When asked about how long he’d like to stay at Uber, Khosrowshahi said he took the job at Uber expecting to be in the role for the next five to 10 years — but he has not thought about his next steps.

“Right now, I’m 100% focused on the job at hand,” he said.

Other highlights from Khosrowshahi’s appearance

Regulation: According to the CEO, the “increasing regulatory burden” is Uber's biggest challenge.

“There is an increasing regulatory burden that is coming on some of the tech companies — some of it deserved,” Khosrowshahi said. “Making sure you’re able to build a business, but then build a business within the context of the cities in which you operate, the regulators with which you work with, for us, our driver partners... balancing all of those needs and being a public company is a challenge.”

Graphic by David Foster/Yahoo Finance

Scooters: Khosrowshahi said Uber wants to come up with alternatives methods of transportation that are more environmentally friendly. He says Uber is working on technologies to prevent injuries, like slowing the scooters down when they get to busy areas of a city. The company is working with cities to determine how fast is an appropriate speed.

“When you deal with people in the real world, sometimes accidents happen and you have to teach your users to be as responsible as possible and this is a new mode of transport and I think over a long period of time, people will learn,” said Khosorowshahi.

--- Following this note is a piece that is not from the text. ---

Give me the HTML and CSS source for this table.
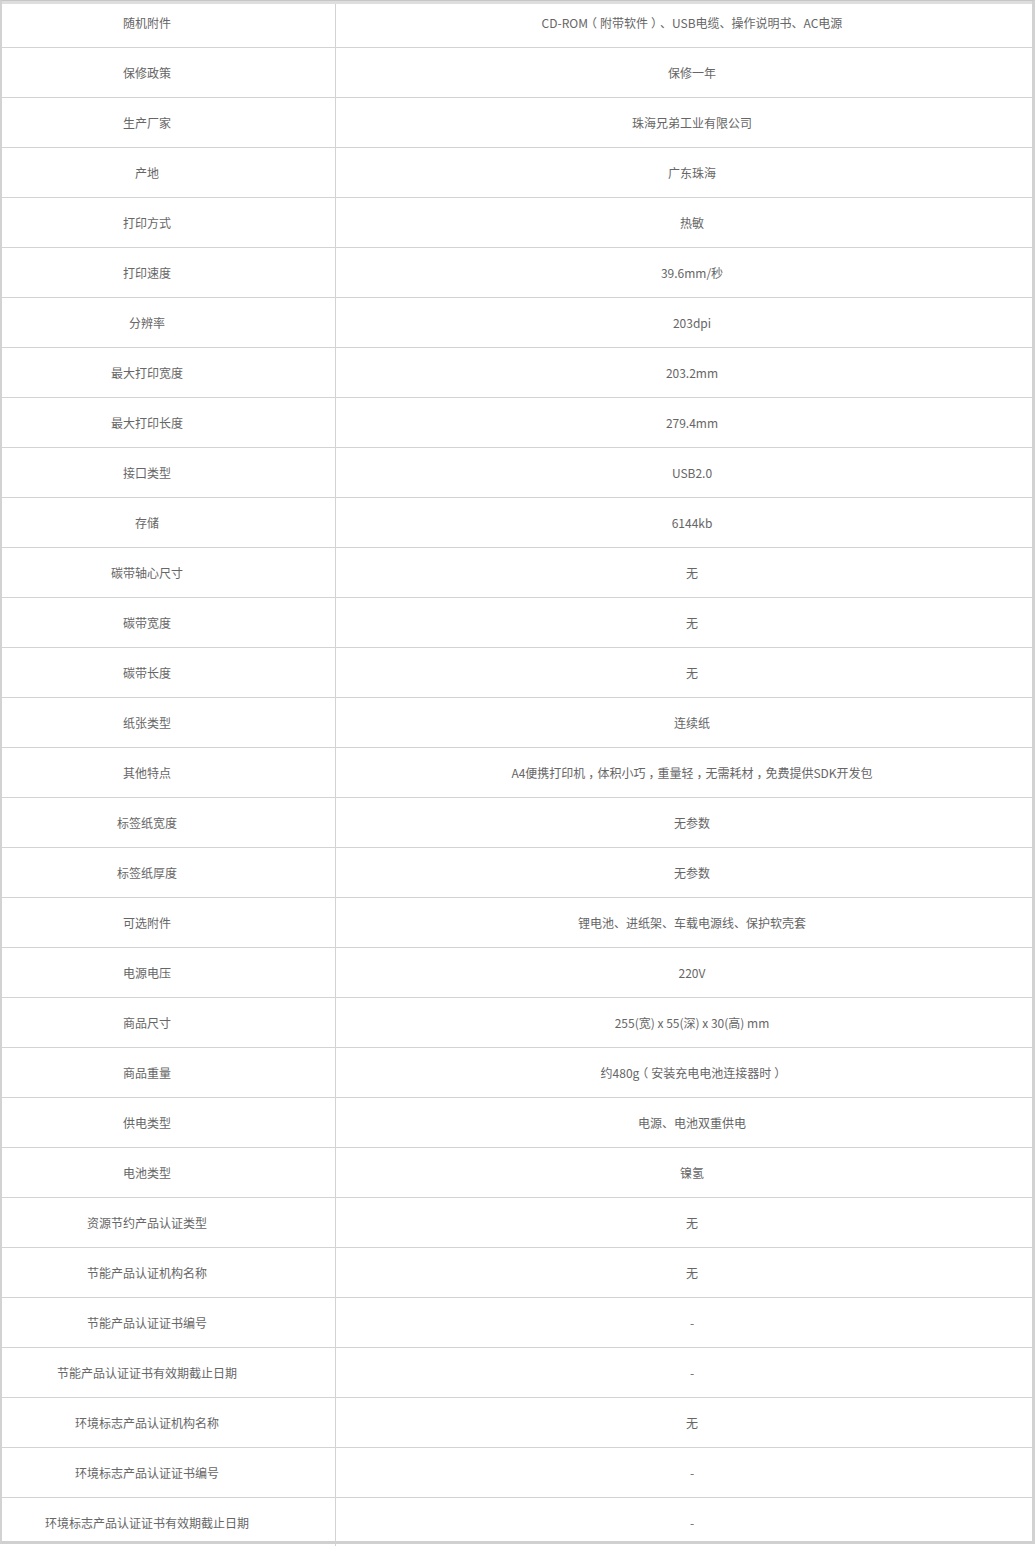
FILE: index.html
```html
<!DOCTYPE html>
<html lang="zh-CN">
<head>
<meta charset="utf-8">
<title>商品参数</title>
<link rel="stylesheet" href="styles.css">
</head>
<body>
<div class="frame">
  <table class="spec">
    <tbody>
      <tr><td class="k">随机附件</td><td class="v">CD-ROM<span class="fw">（</span>附带软件<span class="fw">）</span>、USB电缆、操作说明书、AC电源</td></tr>
      <tr><td class="k">保修政策</td><td class="v">保修一年</td></tr>
      <tr><td class="k">生产厂家</td><td class="v">珠海兄弟工业有限公司</td></tr>
      <tr><td class="k">产地</td><td class="v">广东珠海</td></tr>
      <tr><td class="k">打印方式</td><td class="v">热敏</td></tr>
      <tr><td class="k">打印速度</td><td class="v">39.6mm/秒</td></tr>
      <tr><td class="k">分辨率</td><td class="v">203dpi</td></tr>
      <tr><td class="k">最大打印宽度</td><td class="v">203.2mm</td></tr>
      <tr><td class="k">最大打印长度</td><td class="v">279.4mm</td></tr>
      <tr><td class="k">接口类型</td><td class="v">USB2.0</td></tr>
      <tr><td class="k">存储</td><td class="v">6144kb</td></tr>
      <tr><td class="k">碳带轴心尺寸</td><td class="v">无</td></tr>
      <tr><td class="k">碳带宽度</td><td class="v">无</td></tr>
      <tr><td class="k">碳带长度</td><td class="v">无</td></tr>
      <tr><td class="k">纸张类型</td><td class="v">连续纸</td></tr>
      <tr><td class="k">其他特点</td><td class="v">A4便携打印机<span class="fw">，</span>体积小巧<span class="fw">，</span>重量轻<span class="fw">，</span>无需耗材<span class="fw">，</span>免费提供SDK开发包</td></tr>
      <tr><td class="k">标签纸宽度</td><td class="v">无参数</td></tr>
      <tr><td class="k">标签纸厚度</td><td class="v">无参数</td></tr>
      <tr><td class="k">可选附件</td><td class="v">锂电池、进纸架、车载电源线、保护软壳套</td></tr>
      <tr><td class="k">电源电压</td><td class="v">220V</td></tr>
      <tr><td class="k">商品尺寸</td><td class="v">255(宽) x 55(深) x 30(高) mm</td></tr>
      <tr><td class="k">商品重量</td><td class="v">约480g<span class="fw">（</span>安装充电电池连接器时<span class="fw">）</span></td></tr>
      <tr><td class="k">供电类型</td><td class="v">电源、电池双重供电</td></tr>
      <tr><td class="k">电池类型</td><td class="v">镍氢</td></tr>
      <tr><td class="k">资源节约产品认证类型</td><td class="v">无</td></tr>
      <tr><td class="k">节能产品认证机构名称</td><td class="v">无</td></tr>
      <tr><td class="k">节能产品认证证书编号</td><td class="v">-</td></tr>
      <tr><td class="k">节能产品认证证书有效期截止日期</td><td class="v">-</td></tr>
      <tr><td class="k">环境标志产品认证机构名称</td><td class="v">无</td></tr>
      <tr><td class="k">环境标志产品认证证书编号</td><td class="v">-</td></tr>
      <tr><td class="k">环境标志产品认证证书有效期截止日期</td><td class="v">-</td></tr>
    </tbody>
  </table>
  <div class="edge"></div>
</div>
</body>
</html>
```

FILE: styles.css
```css
html, body {
  margin: 0;
  padding: 0;
  background: #fff;
}

.frame {
  position: relative;
  width: 1035px;
  height: 1546px;
  overflow: hidden;
  background: #fff;
}

.spec {
  width: 1035px;
  margin-top: -2px;
  border-collapse: collapse;
  table-layout: fixed;
  font-family: "Noto Sans CJK SC", "Noto Sans", sans-serif;
  font-size: 12px;
  color: #666;
}

.spec td {
  height: 49px;
  padding: 0;
  border-bottom: 1px solid #d3d3d3;
  text-align: center;
  vertical-align: middle;
  line-height: 16px;
  box-sizing: content-box;
}

.spec td.k {
  width: 294px;
  padding-right: 41px;
  border-right: 1px solid #d3d3d3;
}

.spec td.v {
  padding-left: 13px;
}

.fw {
  display: inline-block;
  width: 1em;
  text-align: center;
  font-feature-settings: "halt";
}

.edge {
  position: absolute;
  top: 0;
  left: 0;
  right: 0;
  bottom: 2px;
  pointer-events: none;
  border-top: 1px solid #c6c6c6;
  border-left: 2px solid #d2d2d2;
  border-right: 3px solid #d2d2d2;
  border-bottom: 3px solid #d0d0d0;
  box-shadow: inset 0 3px 0 #dedede;
}
```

Uber Eats: Khosrowshahi says Uber Eats represents 20% of Uber’s bookings. He says there are people within the company who believe Uber Eats could become as big as the ride-sharing business. He says the average delivery takes 30 minutes and the average order in the United States is $20-25.

Driver pay: How much a driver makes depends on how often and where they drive. Khosrowshahi says the average Uber driver is in their forties and 70-80% of them drive part-time. Typically, he says drivers make $20 an hour. Most riders do not tip, though he says the number of people tipping is increasing.